*Problem details*: Write out the listing below in full and exactly, leaving out every picture.

---

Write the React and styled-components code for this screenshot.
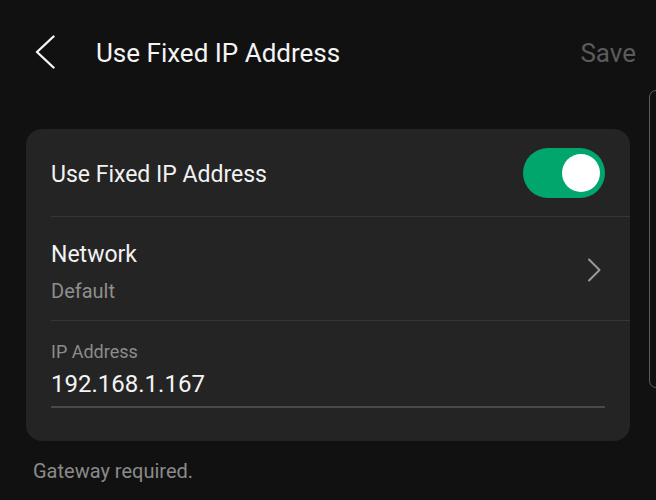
import React from "react";
import styled, { createGlobalStyle } from "styled-components";

const GlobalStyle = createGlobalStyle`
  html, body {
    margin: 0;
    background: #111111;
  }
  body {
    font-family: Roboto, "Noto Sans", sans-serif;
    color: #f2f2f2;
  }
`;

const Screen = styled.div`
  position: relative;
  width: 656px;
  height: 500px;
  overflow: hidden;
  background: #111111;
`;

const TopBar = styled.header`
  display: flex;
  align-items: center;
  height: 106px;
  padding: 0 20px 0 33px;
  box-sizing: border-box;
`;

const BackButton = styled.button`
  display: flex;
  align-items: center;
  justify-content: center;
  width: 24px;
  height: 34px;
  padding: 0;
  border: 0;
  background: none;
  margin: 0 39px 2px 0;
`;

const Title = styled.h1`
  flex: 1;
  margin: 0;
  font-size: 26px;
  line-height: 30px;
  font-weight: 400;
  color: #f4f4f4;
`;

const SaveButton = styled.span`
  font-size: 26px;
  line-height: 30px;
  color: #5b5b5b;
`;

const Card = styled.section`
  margin: 23px 26px 0;
  background: #242424;
  border-radius: 16px;
  padding-bottom: 33px;
`;

const Row = styled.div`
  display: flex;
  align-items: center;
  justify-content: space-between;
  box-sizing: border-box;
  height: ${(p) => p.h}px;
  margin-left: 25px;
  padding: ${(p) => p.pt || 0}px 25px 0 0;
  border-bottom: 1px solid #363636;
`;

const Label = styled.div`
  font-size: 23px;
  line-height: 28px;
  margin-top: ${(p) => p.shift || 0}px;
  color: #f2f2f2;
`;

const Stack = styled.div`
  display: flex;
  flex-direction: column;
  gap: 10px;
`;

const Sub = styled.div`
  font-size: 20px;
  line-height: 24px;
  color: #8e8e8e;
`;

const Toggle = styled.div`
  display: flex;
  align-items: center;
  justify-content: flex-end;
  width: 82px;
  height: 50px;
  box-sizing: border-box;
  padding: 0 5px;
  border-radius: 25px;
  background: #00a66c;
`;

const Knob = styled.div`
  width: 38px;
  height: 38px;
  border-radius: 50%;
  background: #ffffff;
`;

const ChevronSlot = styled.div`
  display: flex;
  margin: 0 4px 4px 0;
`;

const Field = styled.div`
  margin: 0 25px;
  padding-top: 20px;
`;

const FieldLabel = styled.div`
  font-size: 18px;
  line-height: 22px;
  color: #8c8c8c;
`;

const FieldValue = styled.div`
  font-size: 24px;
  line-height: 28px;
  color: #f4f4f4;
  padding: 7px 0 8px;
  border-bottom: 2px solid #4a4a4a;
`;

const Hint = styled.p`
  margin: 18px 0 0 33px;
  font-size: 20px;
  line-height: 24px;
  color: #8a8a8a;
`;

const ScrollIndicator = styled.div`
  position: absolute;
  left: 649px;
  top: 90px;
  width: 14px;
  height: 298px;
  box-sizing: border-box;
  border: 1.5px solid #5c5c5c;
  border-radius: 7px;
`;

const BackArrow = () => (
  <svg width="20" height="34" viewBox="0 0 20 34" fill="none">
    <path
      d="M18.5 1.5 L2 17 L18.5 32.5"
      stroke="#f5f5f5"
      strokeWidth="2.4"
      strokeLinecap="round"
      strokeLinejoin="round"
    />
  </svg>
);

const ForwardArrow = () => (
  <svg width="14" height="24" viewBox="0 0 14 24" fill="none">
    <path
      d="M2 1.5 L12.5 12 L2 22.5"
      stroke="#9a9a9a"
      strokeWidth="2"
      strokeLinecap="round"
      strokeLinejoin="round"
    />
  </svg>
);

export default function App() {
  return (
    <Screen>
      <GlobalStyle />
      <TopBar>
        <BackButton aria-label="Back">
          <BackArrow />
        </BackButton>
        <Title>Use Fixed IP Address</Title>
        <SaveButton>Save</SaveButton>
      </TopBar>

      <Card>
        <Row h={88} pt={1}>
          <Label shift={4}>Use Fixed IP Address</Label>
          <Toggle>
            <Knob />
          </Toggle>
        </Row>
        <Row h={104} pt={7}>
          <Stack>
            <Label>Network</Label>
            <Sub>Default</Sub>
          </Stack>
          <ChevronSlot>
            <ForwardArrow />
          </ChevronSlot>
        </Row>
        <Field>
          <FieldLabel>IP Address</FieldLabel>
          <FieldValue>192.168.1.167</FieldValue>
        </Field>
      </Card>

      <Hint>Gateway required.</Hint>
      <ScrollIndicator />
    </Screen>
  );
}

---

*Solution to the problem*:
Write the React and styled-components code for this screenshot.
import React from "react";
import styled, { createGlobalStyle } from "styled-components";

const GlobalStyle = createGlobalStyle`
  html, body {
    margin: 0;
    background: #111111;
  }
  body {
    font-family: Roboto, "Noto Sans", sans-serif;
    color: #f2f2f2;
  }
`;

const Screen = styled.div`
  position: relative;
  width: 656px;
  height: 500px;
  overflow: hidden;
  background: #111111;
`;

const TopBar = styled.header`
  display: flex;
  align-items: center;
  height: 106px;
  padding: 0 20px 0 33px;
  box-sizing: border-box;
`;

const BackButton = styled.button`
  display: flex;
  align-items: center;
  justify-content: center;
  width: 24px;
  height: 34px;
  padding: 0;
  border: 0;
  background: none;
  margin: 0 39px 2px 0;
`;

const Title = styled.h1`
  flex: 1;
  margin: 0;
  font-size: 26px;
  line-height: 30px;
  font-weight: 400;
  color: #f4f4f4;
`;

const SaveButton = styled.span`
  font-size: 26px;
  line-height: 30px;
  color: #5b5b5b;
`;

const Card = styled.section`
  margin: 23px 26px 0;
  background: #242424;
  border-radius: 16px;
  padding-bottom: 33px;
`;

const Row = styled.div`
  display: flex;
  align-items: center;
  justify-content: space-between;
  box-sizing: border-box;
  height: ${(p) => p.h}px;
  margin-left: 25px;
  padding: ${(p) => p.pt || 0}px 25px 0 0;
  border-bottom: 1px solid #363636;
`;

const Label = styled.div`
  font-size: 23px;
  line-height: 28px;
  margin-top: ${(p) => p.shift || 0}px;
  color: #f2f2f2;
`;

const Stack = styled.div`
  display: flex;
  flex-direction: column;
  gap: 10px;
`;

const Sub = styled.div`
  font-size: 20px;
  line-height: 24px;
  color: #8e8e8e;
`;

const Toggle = styled.div`
  display: flex;
  align-items: center;
  justify-content: flex-end;
  width: 82px;
  height: 50px;
  box-sizing: border-box;
  padding: 0 5px;
  border-radius: 25px;
  background: #00a66c;
`;

const Knob = styled.div`
  width: 38px;
  height: 38px;
  border-radius: 50%;
  background: #ffffff;
`;

const ChevronSlot = styled.div`
  display: flex;
  margin: 0 4px 4px 0;
`;

const Field = styled.div`
  margin: 0 25px;
  padding-top: 20px;
`;

const FieldLabel = styled.div`
  font-size: 18px;
  line-height: 22px;
  color: #8c8c8c;
`;

const FieldValue = styled.div`
  font-size: 24px;
  line-height: 28px;
  color: #f4f4f4;
  padding: 7px 0 8px;
  border-bottom: 2px solid #4a4a4a;
`;

const Hint = styled.p`
  margin: 18px 0 0 33px;
  font-size: 20px;
  line-height: 24px;
  color: #8a8a8a;
`;

const ScrollIndicator = styled.div`
  position: absolute;
  left: 649px;
  top: 90px;
  width: 14px;
  height: 298px;
  box-sizing: border-box;
  border: 1.5px solid #5c5c5c;
  border-radius: 7px;
`;

const BackArrow = () => (
  <svg width="20" height="34" viewBox="0 0 20 34" fill="none">
    <path
      d="M18.5 1.5 L2 17 L18.5 32.5"
      stroke="#f5f5f5"
      strokeWidth="2.4"
      strokeLinecap="round"
      strokeLinejoin="round"
    />
  </svg>
);

const ForwardArrow = () => (
  <svg width="14" height="24" viewBox="0 0 14 24" fill="none">
    <path
      d="M2 1.5 L12.5 12 L2 22.5"
      stroke="#9a9a9a"
      strokeWidth="2"
      strokeLinecap="round"
      strokeLinejoin="round"
    />
  </svg>
);

export default function App() {
  return (
    <Screen>
      <GlobalStyle />
      <TopBar>
        <BackButton aria-label="Back">
          <BackArrow />
        </BackButton>
        <Title>Use Fixed IP Address</Title>
        <SaveButton>Save</SaveButton>
      </TopBar>

      <Card>
        <Row h={88} pt={1}>
          <Label shift={4}>Use Fixed IP Address</Label>
          <Toggle>
            <Knob />
          </Toggle>
        </Row>
        <Row h={104} pt={7}>
          <Stack>
            <Label>Network</Label>
            <Sub>Default</Sub>
          </Stack>
          <ChevronSlot>
            <ForwardArrow />
          </ChevronSlot>
        </Row>
        <Field>
          <FieldLabel>IP Address</FieldLabel>
          <FieldValue>192.168.1.167</FieldValue>
        </Field>
      </Card>

      <Hint>Gateway required.</Hint>
      <ScrollIndicator />
    </Screen>
  );
}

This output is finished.